Open Market Share Repurchase Plan
In February 2012, Seaspan's Board of Directors authorized the repurchase of up to $50.0 million of its Class A common shares. The share repurchase authorization does not have an expiration date and repurchase activity will depend on factors such as working capital needs, repayment of debt, share price, and economic and market conditions. Share repurchases may be effected from time to time through open market purchases or in privately negotiated transactions, and the repurchase program may be suspended, delayed or discontinued at any time. Seaspan has entered into a Rule 10b5-1 plan in connection with the share repurchase program. No shares were repurchased during the quarter ended March 31, 2012.
Acquisition of Seaspan Management Services Limited
On January 27, 2012, Seaspan acquired all of the issued and outstanding share capital of Seaspan Management Services Limited (the "Manager"), and acquired and cancelled all of the issued and outstanding shares of Seaspan's Class C common stock, which were owned by a subsidiary of the Manager.
The purchase price for the acquisition, excluding potential balance sheet adjustments and any contingent consideration for managed fleet growth payments, was $54.0 million, which Seaspan paid through the issuance of approximately 4.2 million shares of its Class A common stock, valued on a per share basis equal to $12.794, being the volume-weighted average trading price for the 90 trading days immediately preceding the closing date of the acquisition. For accounting purposes, under U.S. GAAP, the purchase price is required to be valued at the acquisition date. Therefore, the closing share price on the day prior to acquisition of $15.85 per share was used to value the Class A common shares at $66.9 million.

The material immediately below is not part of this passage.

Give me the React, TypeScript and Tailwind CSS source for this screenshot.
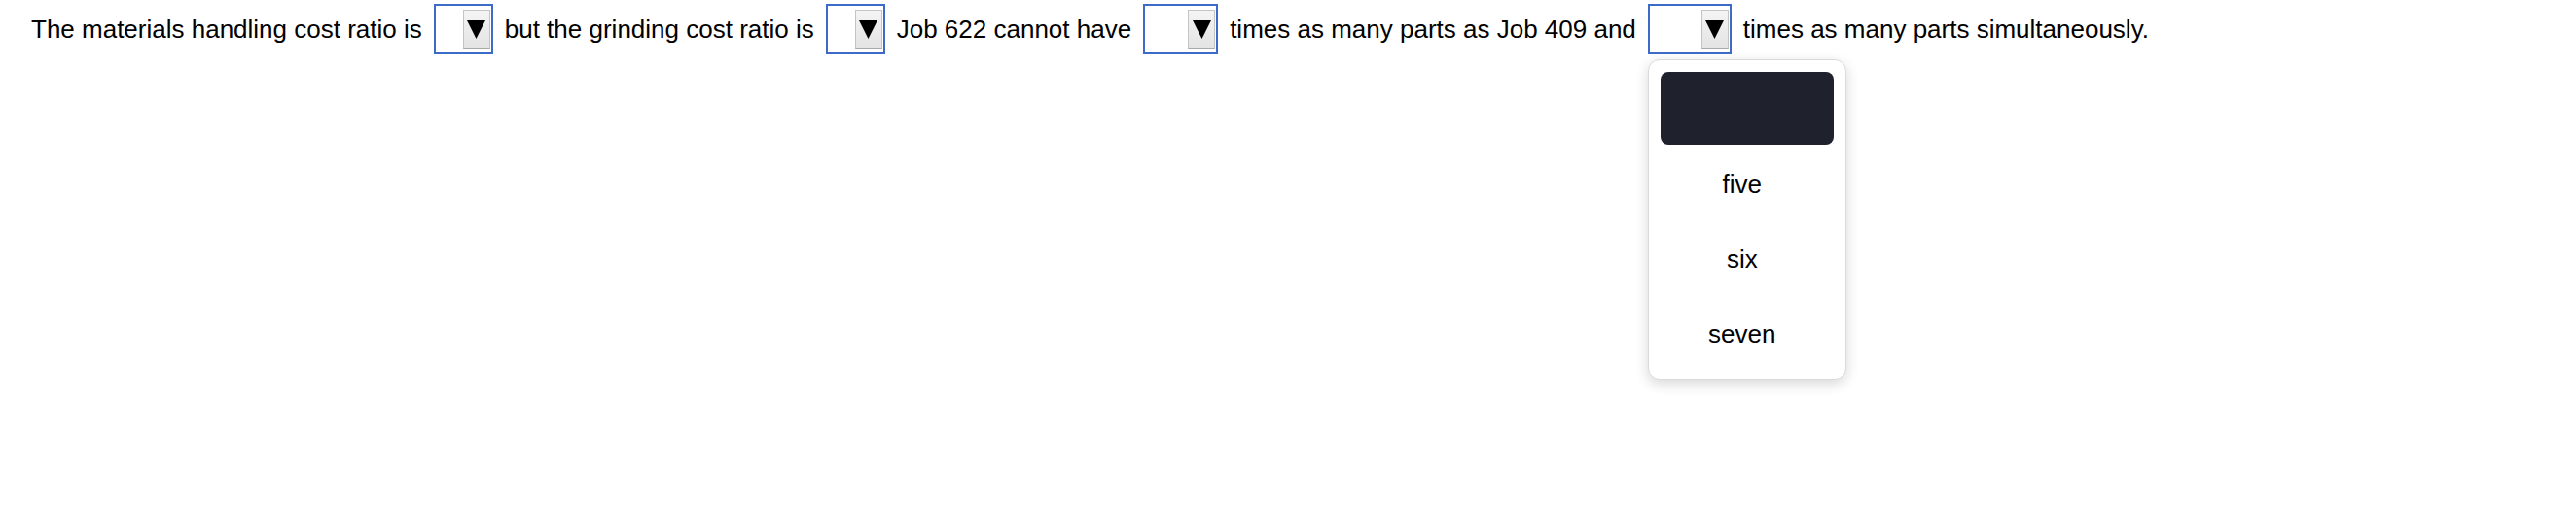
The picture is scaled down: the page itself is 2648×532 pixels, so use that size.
import React from "react";

function Select({ width, children }: { width: string; children?: React.ReactNode }) {
  return (
    <div className={`relative shrink-0 h-[51px] ${width} border-2 border-[#3d6bc8] bg-white flex items-start justify-end pr-[1px] pt-[4px]`}>
      <div className="w-[28px] h-[40px] border border-[#c4c4c4] border-b-[#a9a9a9] bg-gradient-to-b from-[#f4f4f4] to-[#e4e4e4] flex items-center justify-center">
        <svg width="19" height="19" viewBox="0 0 19 19">
          <polygon points="0,0 19,0 9.5,19" fill="#000" />
        </svg>
      </div>
      {children}
    </div>
  );
}

export default function App() {
  return (
    <div className="w-[2648px] h-[532px] bg-white font-['Liberation_Sans',Arial,sans-serif] text-black text-[26px] leading-[30px]">
      <div className="flex items-center gap-[12px] pl-[32px] pt-[4px] whitespace-nowrap">
        <span>The materials handling cost ratio is</span>
        <Select width="w-[61px]" />
        <span>but the grinding cost ratio is</span>
        <Select width="w-[61px]" />
        <span>Job 622 cannot have</span>
        <Select width="w-[77px]" />
        <span>times as many parts as Job 409 and</span>
        <Select width="w-[86px]">
          <div className="absolute left-[-2px] top-[55px] w-[204px] bg-white border border-[#dadada] rounded-[12px] shadow-[0_4px_14px_rgba(0,0,0,0.16)] px-[12px] pt-[12px] pb-[9px] flex flex-col gap-[2px] z-10">
            <div className="h-[75px] rounded-[8px] bg-[#1f222d]"></div>
            <div className="h-[75px] flex items-center justify-center pr-[10px]">five</div>
            <div className="h-[75px] flex items-center justify-center pr-[10px]">six</div>
            <div className="h-[75px] flex items-center justify-center pr-[10px]">seven</div>
          </div>
        </Select>
        <span>times as many parts simultaneously.</span>
      </div>
    </div>
  );
}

The Manager provides technical, administrative and strategic services to Seaspan. Prior to the acquisition, the Manager was owned by affiliates of Seaspan's largest shareholder and certain of Seaspan's directors. The acquisition increases Seaspan's control over access to services that the Manager provides on a long-term basis, and reduces certain conflicts between Seaspan and its directors who had interests in the Manager. Seaspan previously paid fees to the Manager for technical services on a fixed basis, which fees were adjusted every three years. As a result of the acquisition, Seaspan's costs for these services will vary more directly with the actual cost of providing technical services for Seaspan's fleet. The conflicts committee of Seaspan's board of directors, which committee is composed of independent directors, with the assistance of financial and legal advisors, reviewed and approved the acquisition of the Manager. For additional information about Seaspan's acquisition of the Manager, please see Seaspan's Form 6-K filed with the SEC on January 30, 2012.

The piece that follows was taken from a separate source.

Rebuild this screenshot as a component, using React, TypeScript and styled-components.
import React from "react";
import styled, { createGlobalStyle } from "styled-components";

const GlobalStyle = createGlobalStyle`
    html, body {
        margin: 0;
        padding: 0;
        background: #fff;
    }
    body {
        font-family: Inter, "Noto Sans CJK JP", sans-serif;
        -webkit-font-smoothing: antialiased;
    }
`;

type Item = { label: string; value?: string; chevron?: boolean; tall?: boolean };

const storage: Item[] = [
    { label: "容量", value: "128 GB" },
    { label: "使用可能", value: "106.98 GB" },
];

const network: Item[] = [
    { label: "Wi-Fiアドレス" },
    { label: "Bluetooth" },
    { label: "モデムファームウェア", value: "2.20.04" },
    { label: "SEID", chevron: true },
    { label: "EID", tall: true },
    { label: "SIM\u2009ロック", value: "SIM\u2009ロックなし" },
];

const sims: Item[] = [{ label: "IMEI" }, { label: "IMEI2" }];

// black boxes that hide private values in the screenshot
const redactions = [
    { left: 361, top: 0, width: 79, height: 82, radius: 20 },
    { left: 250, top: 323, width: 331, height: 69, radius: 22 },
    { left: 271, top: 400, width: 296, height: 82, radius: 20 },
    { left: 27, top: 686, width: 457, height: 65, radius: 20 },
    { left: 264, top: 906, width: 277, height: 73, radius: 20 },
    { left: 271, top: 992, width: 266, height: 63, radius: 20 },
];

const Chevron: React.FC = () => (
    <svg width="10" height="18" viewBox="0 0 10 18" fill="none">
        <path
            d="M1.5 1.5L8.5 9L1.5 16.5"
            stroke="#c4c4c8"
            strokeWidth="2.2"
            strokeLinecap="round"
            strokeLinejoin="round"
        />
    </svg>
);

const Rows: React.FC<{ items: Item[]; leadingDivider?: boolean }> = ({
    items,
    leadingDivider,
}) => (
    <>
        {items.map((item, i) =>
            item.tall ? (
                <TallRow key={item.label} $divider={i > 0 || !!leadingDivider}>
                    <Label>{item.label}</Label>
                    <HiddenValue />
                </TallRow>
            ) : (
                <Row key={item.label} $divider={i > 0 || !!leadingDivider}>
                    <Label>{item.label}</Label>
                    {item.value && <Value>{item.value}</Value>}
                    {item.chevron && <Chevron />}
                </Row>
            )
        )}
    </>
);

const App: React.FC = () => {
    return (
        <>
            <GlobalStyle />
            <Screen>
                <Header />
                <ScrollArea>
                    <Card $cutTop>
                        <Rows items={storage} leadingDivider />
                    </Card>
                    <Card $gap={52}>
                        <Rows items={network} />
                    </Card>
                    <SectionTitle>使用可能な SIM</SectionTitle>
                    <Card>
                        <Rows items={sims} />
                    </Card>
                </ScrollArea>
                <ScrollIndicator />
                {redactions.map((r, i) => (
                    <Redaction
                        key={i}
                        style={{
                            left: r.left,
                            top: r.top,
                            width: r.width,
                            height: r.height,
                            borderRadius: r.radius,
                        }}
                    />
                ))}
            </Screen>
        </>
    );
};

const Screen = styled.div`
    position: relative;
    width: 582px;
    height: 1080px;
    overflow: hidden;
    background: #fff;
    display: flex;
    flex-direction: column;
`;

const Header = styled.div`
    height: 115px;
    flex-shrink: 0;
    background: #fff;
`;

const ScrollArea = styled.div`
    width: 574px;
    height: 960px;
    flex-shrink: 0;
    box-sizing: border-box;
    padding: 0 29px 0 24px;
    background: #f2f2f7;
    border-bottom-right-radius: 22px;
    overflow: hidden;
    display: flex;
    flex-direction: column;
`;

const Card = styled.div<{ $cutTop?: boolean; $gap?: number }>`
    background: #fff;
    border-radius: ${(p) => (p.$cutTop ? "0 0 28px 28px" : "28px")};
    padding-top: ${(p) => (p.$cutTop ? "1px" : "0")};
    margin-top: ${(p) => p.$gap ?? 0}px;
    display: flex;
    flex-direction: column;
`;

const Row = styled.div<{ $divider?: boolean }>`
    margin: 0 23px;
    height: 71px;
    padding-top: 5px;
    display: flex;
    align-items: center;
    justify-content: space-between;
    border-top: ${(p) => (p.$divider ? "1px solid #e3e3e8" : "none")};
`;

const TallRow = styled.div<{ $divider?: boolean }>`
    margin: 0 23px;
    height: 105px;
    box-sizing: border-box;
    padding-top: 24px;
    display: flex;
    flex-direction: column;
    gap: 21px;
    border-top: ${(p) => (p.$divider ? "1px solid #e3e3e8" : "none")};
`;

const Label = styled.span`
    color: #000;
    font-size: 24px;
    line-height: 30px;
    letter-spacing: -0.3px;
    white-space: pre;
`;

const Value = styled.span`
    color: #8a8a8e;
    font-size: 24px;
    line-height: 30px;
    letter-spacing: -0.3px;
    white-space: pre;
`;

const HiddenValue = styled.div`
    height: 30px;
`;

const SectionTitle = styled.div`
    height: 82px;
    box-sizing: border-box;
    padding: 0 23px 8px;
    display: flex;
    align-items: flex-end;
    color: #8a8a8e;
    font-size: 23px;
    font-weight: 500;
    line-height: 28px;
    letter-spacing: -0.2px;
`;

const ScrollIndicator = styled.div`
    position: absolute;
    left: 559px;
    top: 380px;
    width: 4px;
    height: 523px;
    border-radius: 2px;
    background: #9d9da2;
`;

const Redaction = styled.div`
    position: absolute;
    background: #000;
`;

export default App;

On January 19, 2012, Seaspan repurchased 11.3 million shares of its Class A common stock tendered in a tender offer at a price of $15.00 per share, for an aggregate cost of $169.5 million excluding fees and expenses related to the tender offer.
On April 17, 2012, Seaspan declared a quarterly dividend of $0.59375 per Series C preferred share, representing a total distribution of $8.3 million. This dividend was paid on April 30, 2012 to all shareholders of record on April 27, 2012.

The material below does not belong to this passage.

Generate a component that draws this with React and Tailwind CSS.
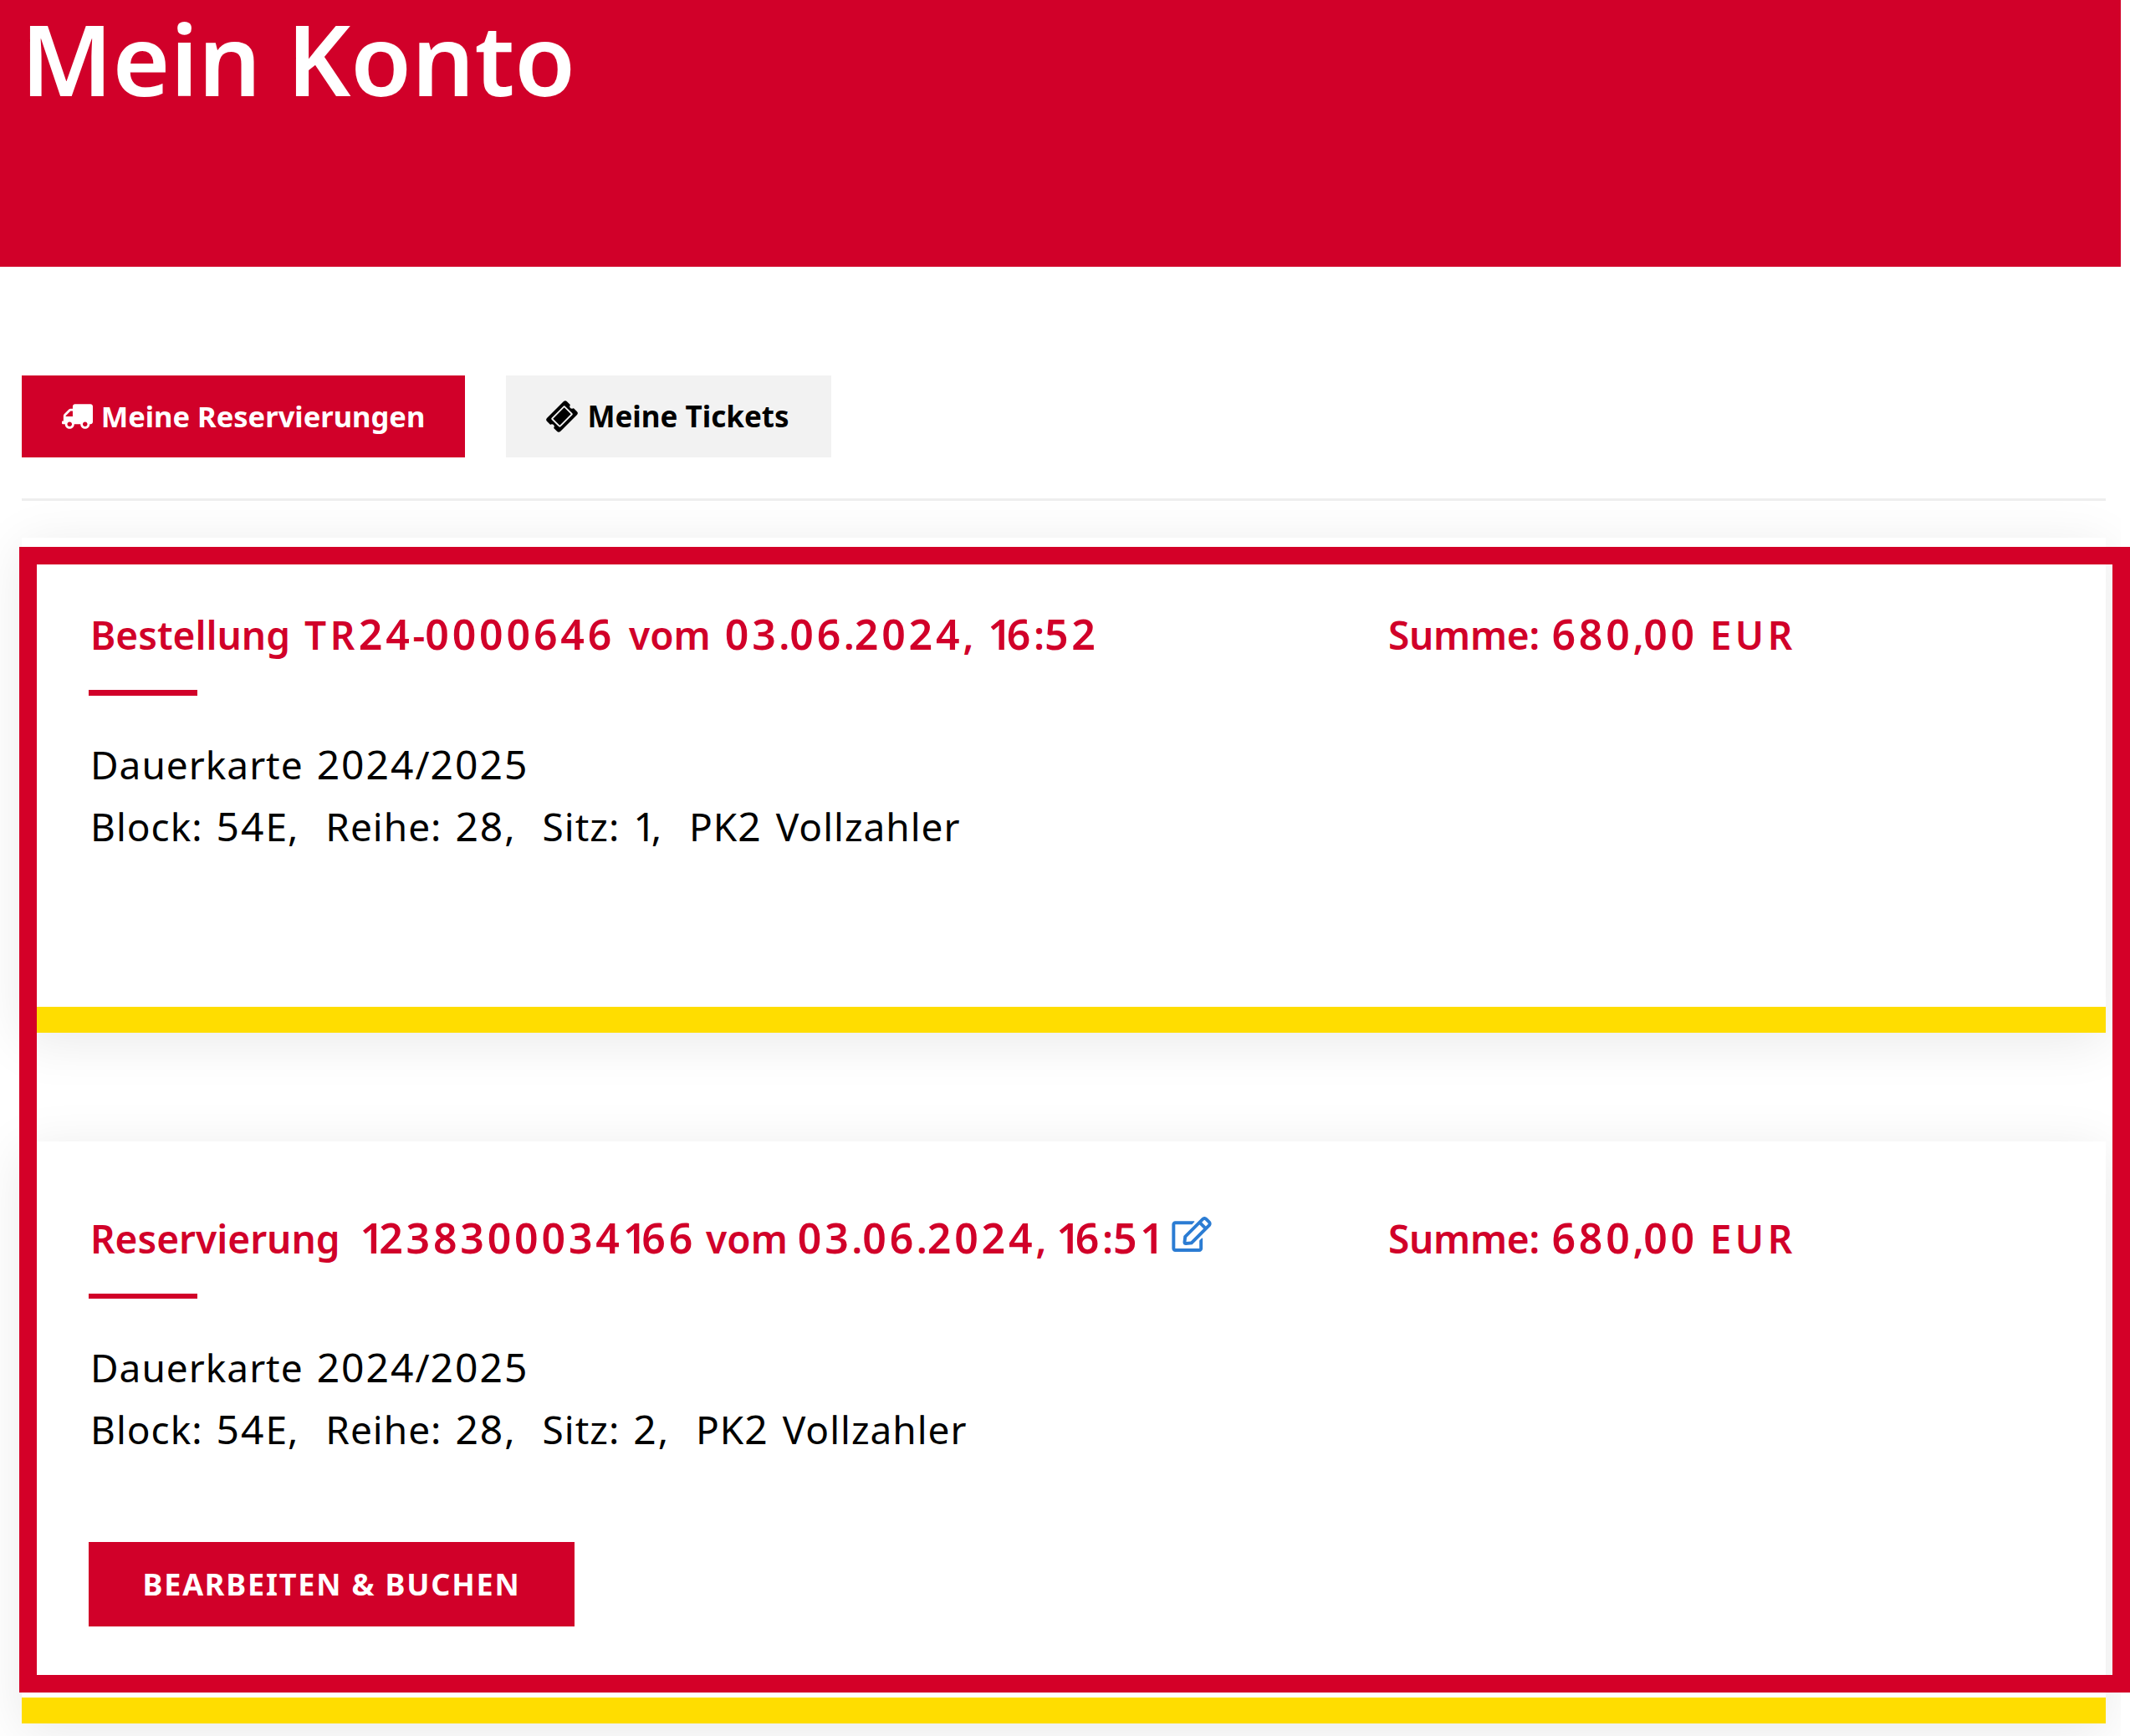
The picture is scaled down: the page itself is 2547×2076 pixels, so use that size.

On May 12, 2012, Seaspan's board of directors declared a quarterly dividend of $0.25 per Class A common share. The dividend will be paid on June 8, 2012 to all shareholders of record as of May 29, 2012. This represents a 33.3% increase over the previous quarterly common share dividend. With this dividend, Seaspan has increased its quarterly common share dividend by 150% since March 31, 2010. Seaspan expects common share dividends for the four quarters ending December 31, 2012 to total $1.00 per share.
Delivery of vessels
On April 18 and 27, 2012, Seaspan accepted delivery of the COSCO Hope and the COSCO Fortune, respectively, bringing its operating fleet to 69 vessels. Both 13100 TEU vessels are on charter to COSCON under 12-year, fixed-rate time charter contracts.
On April 24, 2012, Seaspan fixed the CSCL Ningbo on a six-month time charter with CSCL at a charter rate of $8,450 per day, with an additional six-month extension option at a charter rate of $12,250 per day.
Ship Operating Expense
Prior to the acquisition of the Manager, the ship operating expense was comprised of fees paid to the Manager for technical services in exchange for a fixed fee per day per vessel, which was adjusted every three years. The fixed technical management fee was established based on costs expected to be incurred by the Manager in providing the technical services. As a result of the acquisition, Seaspan's ship operating expense is made up of the direct operating costs of the vessels.
Ship operating expense for the quarter ended March 31, 2012 of $34.6 million included $9.3 million of technical management fees paid to the Manager during the pre-acquisition period from January 1 to January 26, 2012 and $25.3 million in direct costs incurred during the post-acquisition period from January 27 to March 31, 2012.
Ship operating expense increased to $34.6 million for the quarter ended March 31, 2012, from $31.1 million for the same period in the prior year. In 2011, the ship operating expenses represented the amounts paid to the Manager for technical management fees. The increase in ship operating expense was primarily due to an increase in ownership days resulting from the two vessel deliveries in the first quarter of 2012 and a full period of expenses for the 10 vessel deliveries during 2011. In addition, lubricant costs, spares and repairs and maintenance increased due to a worldwide rise in the cost of lubricants, service and parts prices. Prior to the acquisition of the Manager, the entire fixed technical service fee was classified as ship operating expense. As a result of the acquisition of the Manager, the portion of the Manager's general and administrative expenses previously included in the fixed technical service fee, because such expenses are not operating in nature, has been reclassified as general and administrative expenses in 2012 and are no longer included in ship operating expense. This decrease partially offsets the increases described above.